→ WHAT TO DO
Repeat, exactly and only, the lines from the beginning of the data through the line with "</object-tree>". Pictures are left out.
-.-.-
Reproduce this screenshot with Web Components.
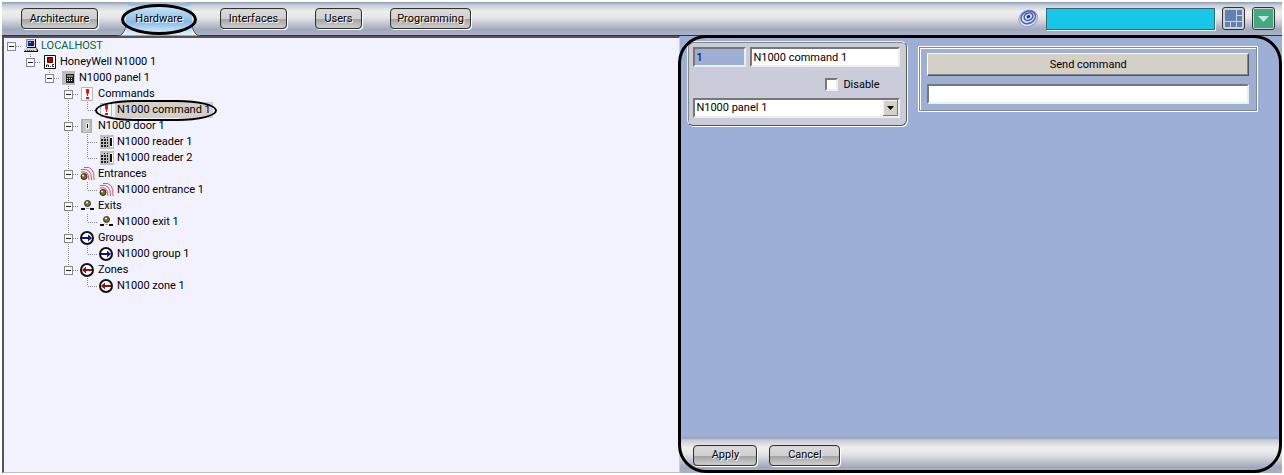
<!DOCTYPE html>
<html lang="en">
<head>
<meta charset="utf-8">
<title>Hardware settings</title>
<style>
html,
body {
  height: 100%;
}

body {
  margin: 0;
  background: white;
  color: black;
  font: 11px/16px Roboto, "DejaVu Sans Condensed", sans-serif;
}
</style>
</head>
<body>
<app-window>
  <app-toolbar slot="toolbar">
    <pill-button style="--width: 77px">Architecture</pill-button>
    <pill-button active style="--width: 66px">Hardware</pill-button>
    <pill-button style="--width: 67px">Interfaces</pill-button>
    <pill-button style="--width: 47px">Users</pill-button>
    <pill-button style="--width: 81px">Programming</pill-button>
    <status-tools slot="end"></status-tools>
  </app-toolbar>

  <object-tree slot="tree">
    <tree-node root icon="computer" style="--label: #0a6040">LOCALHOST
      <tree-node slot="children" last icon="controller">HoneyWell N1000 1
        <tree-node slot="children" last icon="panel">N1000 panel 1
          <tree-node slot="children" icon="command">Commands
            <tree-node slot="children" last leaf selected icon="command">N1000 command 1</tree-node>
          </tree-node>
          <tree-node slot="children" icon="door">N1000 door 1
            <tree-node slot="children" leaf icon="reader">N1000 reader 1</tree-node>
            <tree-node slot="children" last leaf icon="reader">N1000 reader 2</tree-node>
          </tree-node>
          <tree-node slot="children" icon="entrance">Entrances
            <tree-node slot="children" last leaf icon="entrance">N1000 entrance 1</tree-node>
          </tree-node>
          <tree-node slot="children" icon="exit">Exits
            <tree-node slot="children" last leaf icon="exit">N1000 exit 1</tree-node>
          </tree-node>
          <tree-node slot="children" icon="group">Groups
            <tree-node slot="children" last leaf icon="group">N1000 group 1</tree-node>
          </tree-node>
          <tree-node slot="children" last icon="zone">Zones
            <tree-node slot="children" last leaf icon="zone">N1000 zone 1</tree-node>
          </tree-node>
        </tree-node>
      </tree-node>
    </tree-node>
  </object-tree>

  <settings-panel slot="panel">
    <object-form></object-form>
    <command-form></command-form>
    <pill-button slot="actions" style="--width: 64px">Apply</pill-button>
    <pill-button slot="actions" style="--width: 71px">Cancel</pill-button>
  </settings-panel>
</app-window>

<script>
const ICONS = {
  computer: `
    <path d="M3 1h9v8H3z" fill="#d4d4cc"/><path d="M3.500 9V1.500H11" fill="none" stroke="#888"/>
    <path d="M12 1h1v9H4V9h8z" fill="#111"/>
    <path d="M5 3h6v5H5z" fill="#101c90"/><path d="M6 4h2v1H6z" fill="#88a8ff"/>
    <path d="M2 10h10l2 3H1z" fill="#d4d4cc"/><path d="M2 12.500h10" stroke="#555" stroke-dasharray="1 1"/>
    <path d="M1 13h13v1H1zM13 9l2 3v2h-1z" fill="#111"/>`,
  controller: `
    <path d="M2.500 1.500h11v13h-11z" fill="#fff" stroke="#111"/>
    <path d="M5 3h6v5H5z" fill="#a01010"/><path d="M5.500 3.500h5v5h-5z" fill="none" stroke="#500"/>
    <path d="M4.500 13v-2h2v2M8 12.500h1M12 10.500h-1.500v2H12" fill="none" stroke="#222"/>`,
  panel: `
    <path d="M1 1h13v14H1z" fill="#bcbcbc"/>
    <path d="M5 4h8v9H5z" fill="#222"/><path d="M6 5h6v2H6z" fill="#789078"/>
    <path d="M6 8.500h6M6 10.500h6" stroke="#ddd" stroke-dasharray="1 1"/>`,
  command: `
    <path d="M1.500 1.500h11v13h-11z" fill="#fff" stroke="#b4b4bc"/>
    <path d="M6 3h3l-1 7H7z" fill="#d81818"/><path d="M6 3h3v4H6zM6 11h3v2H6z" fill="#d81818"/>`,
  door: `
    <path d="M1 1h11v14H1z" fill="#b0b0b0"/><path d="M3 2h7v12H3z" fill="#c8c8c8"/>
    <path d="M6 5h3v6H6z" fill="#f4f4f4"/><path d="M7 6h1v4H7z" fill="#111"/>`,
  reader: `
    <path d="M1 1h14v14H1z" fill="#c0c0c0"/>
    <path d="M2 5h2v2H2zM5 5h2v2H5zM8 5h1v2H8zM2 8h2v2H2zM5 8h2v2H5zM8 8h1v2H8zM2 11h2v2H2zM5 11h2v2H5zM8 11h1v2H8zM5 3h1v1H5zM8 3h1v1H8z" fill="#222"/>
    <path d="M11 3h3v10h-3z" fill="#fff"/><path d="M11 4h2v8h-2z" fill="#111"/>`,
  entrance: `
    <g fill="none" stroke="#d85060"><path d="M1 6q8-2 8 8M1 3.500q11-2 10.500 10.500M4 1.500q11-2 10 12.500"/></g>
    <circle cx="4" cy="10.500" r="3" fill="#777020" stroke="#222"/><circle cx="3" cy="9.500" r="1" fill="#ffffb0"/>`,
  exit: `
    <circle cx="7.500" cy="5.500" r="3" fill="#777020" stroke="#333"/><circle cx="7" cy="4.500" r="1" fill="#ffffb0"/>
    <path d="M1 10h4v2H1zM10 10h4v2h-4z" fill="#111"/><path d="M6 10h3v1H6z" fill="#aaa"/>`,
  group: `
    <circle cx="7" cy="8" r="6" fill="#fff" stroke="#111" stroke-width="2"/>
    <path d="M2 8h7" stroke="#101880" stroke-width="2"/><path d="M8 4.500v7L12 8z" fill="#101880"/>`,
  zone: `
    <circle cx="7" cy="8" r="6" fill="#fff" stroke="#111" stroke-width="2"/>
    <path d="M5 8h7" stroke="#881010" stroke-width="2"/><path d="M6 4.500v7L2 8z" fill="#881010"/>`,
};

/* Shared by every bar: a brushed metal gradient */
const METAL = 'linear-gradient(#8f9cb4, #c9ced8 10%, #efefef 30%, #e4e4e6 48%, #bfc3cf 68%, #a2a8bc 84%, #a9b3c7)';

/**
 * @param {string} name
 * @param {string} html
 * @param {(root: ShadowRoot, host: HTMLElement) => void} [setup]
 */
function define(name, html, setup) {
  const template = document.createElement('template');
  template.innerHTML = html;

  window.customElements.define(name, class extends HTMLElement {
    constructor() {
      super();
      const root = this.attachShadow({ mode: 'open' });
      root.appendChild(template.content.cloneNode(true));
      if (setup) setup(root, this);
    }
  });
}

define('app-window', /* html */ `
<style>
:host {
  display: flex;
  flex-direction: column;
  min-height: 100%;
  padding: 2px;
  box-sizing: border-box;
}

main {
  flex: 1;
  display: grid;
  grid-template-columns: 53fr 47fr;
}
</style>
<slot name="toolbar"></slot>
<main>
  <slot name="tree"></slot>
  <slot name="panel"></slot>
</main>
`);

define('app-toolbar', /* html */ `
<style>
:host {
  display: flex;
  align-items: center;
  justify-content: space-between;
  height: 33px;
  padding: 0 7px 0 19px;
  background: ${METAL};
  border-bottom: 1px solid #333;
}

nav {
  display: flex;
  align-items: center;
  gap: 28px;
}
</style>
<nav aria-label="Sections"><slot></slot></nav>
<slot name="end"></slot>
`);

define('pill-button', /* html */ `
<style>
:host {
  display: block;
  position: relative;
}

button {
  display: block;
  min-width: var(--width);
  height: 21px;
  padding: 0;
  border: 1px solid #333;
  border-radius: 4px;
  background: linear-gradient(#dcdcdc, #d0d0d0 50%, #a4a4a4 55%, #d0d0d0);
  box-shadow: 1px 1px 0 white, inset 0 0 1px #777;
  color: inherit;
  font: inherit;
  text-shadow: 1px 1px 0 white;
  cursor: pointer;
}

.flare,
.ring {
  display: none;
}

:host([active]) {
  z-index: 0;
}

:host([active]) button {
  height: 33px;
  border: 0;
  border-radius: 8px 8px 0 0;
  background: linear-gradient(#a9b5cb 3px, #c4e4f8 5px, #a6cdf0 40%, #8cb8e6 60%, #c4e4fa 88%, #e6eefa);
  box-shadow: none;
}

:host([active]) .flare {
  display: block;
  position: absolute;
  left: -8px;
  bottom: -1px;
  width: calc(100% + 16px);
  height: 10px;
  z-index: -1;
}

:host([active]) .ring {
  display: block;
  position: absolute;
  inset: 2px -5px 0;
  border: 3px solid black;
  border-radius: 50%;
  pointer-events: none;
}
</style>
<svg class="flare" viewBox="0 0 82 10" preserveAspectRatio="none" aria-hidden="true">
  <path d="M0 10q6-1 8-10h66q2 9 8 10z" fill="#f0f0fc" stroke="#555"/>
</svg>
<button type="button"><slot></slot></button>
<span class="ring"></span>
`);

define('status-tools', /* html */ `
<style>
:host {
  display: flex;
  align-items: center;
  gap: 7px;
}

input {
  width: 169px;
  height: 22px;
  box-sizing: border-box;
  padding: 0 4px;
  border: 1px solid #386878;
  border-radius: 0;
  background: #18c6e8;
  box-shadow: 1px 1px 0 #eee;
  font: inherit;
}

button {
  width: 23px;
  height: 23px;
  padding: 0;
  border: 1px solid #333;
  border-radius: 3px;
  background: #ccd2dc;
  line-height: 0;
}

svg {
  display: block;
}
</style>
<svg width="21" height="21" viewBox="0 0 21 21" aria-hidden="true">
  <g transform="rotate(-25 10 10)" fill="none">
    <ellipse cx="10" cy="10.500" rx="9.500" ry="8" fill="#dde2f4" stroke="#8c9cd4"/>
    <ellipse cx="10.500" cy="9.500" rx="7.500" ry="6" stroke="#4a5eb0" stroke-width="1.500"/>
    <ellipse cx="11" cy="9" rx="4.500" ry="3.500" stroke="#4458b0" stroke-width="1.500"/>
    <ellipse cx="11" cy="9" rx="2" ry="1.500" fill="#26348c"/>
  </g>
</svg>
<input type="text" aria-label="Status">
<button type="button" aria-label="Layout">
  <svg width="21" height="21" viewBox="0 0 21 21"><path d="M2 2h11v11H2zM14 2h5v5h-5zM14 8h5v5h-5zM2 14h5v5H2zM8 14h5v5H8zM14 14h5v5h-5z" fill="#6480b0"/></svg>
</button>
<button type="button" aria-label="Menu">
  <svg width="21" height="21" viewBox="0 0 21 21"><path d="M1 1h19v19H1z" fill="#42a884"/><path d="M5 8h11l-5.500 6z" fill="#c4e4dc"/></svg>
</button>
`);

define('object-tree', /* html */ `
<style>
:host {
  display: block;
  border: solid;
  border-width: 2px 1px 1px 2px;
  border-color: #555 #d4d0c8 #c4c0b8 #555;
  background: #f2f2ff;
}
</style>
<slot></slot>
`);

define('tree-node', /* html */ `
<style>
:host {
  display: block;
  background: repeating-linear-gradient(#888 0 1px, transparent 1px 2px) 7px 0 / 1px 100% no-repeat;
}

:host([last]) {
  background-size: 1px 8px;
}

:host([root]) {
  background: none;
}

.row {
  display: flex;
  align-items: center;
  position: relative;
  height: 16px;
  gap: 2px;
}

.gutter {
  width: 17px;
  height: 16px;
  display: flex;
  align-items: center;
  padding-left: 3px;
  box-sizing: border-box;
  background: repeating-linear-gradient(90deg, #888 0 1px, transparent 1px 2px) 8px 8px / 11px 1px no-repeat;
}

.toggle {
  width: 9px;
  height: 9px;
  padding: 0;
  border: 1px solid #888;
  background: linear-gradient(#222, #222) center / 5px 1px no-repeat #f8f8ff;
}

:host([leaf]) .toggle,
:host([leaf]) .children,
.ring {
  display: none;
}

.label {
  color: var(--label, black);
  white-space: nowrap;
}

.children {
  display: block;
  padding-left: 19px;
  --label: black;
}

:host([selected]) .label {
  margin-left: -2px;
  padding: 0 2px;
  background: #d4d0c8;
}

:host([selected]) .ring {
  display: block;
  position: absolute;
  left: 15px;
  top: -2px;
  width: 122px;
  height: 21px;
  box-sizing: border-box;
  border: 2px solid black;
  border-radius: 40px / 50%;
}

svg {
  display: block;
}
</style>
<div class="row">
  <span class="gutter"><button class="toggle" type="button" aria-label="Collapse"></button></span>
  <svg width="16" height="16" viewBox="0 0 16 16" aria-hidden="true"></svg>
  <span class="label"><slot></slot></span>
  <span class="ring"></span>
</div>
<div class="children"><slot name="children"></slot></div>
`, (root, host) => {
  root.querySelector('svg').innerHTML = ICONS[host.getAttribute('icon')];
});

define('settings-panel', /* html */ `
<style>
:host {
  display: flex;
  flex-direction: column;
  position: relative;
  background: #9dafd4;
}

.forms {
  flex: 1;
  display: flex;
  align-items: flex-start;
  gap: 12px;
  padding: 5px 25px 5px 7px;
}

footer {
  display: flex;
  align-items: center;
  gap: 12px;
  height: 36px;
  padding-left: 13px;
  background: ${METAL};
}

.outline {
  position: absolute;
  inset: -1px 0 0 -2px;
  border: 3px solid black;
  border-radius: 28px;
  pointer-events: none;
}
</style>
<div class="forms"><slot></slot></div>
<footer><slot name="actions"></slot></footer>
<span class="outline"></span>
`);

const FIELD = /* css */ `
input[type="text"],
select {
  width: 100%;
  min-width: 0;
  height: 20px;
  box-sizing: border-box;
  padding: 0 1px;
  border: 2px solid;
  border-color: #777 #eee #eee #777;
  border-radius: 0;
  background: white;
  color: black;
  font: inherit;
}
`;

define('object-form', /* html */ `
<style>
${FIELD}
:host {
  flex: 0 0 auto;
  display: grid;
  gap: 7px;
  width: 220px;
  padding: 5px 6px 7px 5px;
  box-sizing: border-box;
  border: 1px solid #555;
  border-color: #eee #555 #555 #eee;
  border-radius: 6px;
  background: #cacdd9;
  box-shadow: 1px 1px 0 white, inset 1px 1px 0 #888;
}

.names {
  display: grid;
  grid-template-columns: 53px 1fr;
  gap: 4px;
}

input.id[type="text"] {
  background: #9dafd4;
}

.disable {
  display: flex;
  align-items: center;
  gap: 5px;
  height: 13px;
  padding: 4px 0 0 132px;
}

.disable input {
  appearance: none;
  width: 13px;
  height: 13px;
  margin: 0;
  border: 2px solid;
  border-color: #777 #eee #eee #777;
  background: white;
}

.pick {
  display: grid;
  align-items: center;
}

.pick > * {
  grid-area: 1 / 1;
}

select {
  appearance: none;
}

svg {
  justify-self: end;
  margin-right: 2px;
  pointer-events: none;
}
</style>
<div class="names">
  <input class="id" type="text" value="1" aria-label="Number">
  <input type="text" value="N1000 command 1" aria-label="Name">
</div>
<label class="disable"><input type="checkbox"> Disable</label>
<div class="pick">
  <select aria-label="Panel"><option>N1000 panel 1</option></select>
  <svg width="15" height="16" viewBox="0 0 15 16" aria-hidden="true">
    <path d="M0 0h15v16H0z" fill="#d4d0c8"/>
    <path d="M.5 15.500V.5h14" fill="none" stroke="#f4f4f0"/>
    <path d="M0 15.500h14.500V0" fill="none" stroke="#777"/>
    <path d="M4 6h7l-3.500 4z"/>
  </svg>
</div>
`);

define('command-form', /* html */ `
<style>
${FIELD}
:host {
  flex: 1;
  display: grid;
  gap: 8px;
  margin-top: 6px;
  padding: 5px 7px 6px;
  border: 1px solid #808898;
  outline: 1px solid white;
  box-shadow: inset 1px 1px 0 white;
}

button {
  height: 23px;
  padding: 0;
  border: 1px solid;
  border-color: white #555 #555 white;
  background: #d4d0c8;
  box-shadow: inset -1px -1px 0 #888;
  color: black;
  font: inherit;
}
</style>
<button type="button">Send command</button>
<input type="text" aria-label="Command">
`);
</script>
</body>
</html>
-.-.-
→ COMPLETE OUTPUT
Reproduce this screenshot with Web Components.
<!DOCTYPE html>
<html lang="en">
<head>
<meta charset="utf-8">
<title>Hardware settings</title>
<style>
html,
body {
  height: 100%;
}

body {
  margin: 0;
  background: white;
  color: black;
  font: 11px/16px Roboto, "DejaVu Sans Condensed", sans-serif;
}
</style>
</head>
<body>
<app-window>
  <app-toolbar slot="toolbar">
    <pill-button style="--width: 77px">Architecture</pill-button>
    <pill-button active style="--width: 66px">Hardware</pill-button>
    <pill-button style="--width: 67px">Interfaces</pill-button>
    <pill-button style="--width: 47px">Users</pill-button>
    <pill-button style="--width: 81px">Programming</pill-button>
    <status-tools slot="end"></status-tools>
  </app-toolbar>

  <object-tree slot="tree">
    <tree-node root icon="computer" style="--label: #0a6040">LOCALHOST
      <tree-node slot="children" last icon="controller">HoneyWell N1000 1
        <tree-node slot="children" last icon="panel">N1000 panel 1
          <tree-node slot="children" icon="command">Commands
            <tree-node slot="children" last leaf selected icon="command">N1000 command 1</tree-node>
          </tree-node>
          <tree-node slot="children" icon="door">N1000 door 1
            <tree-node slot="children" leaf icon="reader">N1000 reader 1</tree-node>
            <tree-node slot="children" last leaf icon="reader">N1000 reader 2</tree-node>
          </tree-node>
          <tree-node slot="children" icon="entrance">Entrances
            <tree-node slot="children" last leaf icon="entrance">N1000 entrance 1</tree-node>
          </tree-node>
          <tree-node slot="children" icon="exit">Exits
            <tree-node slot="children" last leaf icon="exit">N1000 exit 1</tree-node>
          </tree-node>
          <tree-node slot="children" icon="group">Groups
            <tree-node slot="children" last leaf icon="group">N1000 group 1</tree-node>
          </tree-node>
          <tree-node slot="children" last icon="zone">Zones
            <tree-node slot="children" last leaf icon="zone">N1000 zone 1</tree-node>
          </tree-node>
        </tree-node>
      </tree-node>
    </tree-node>
  </object-tree>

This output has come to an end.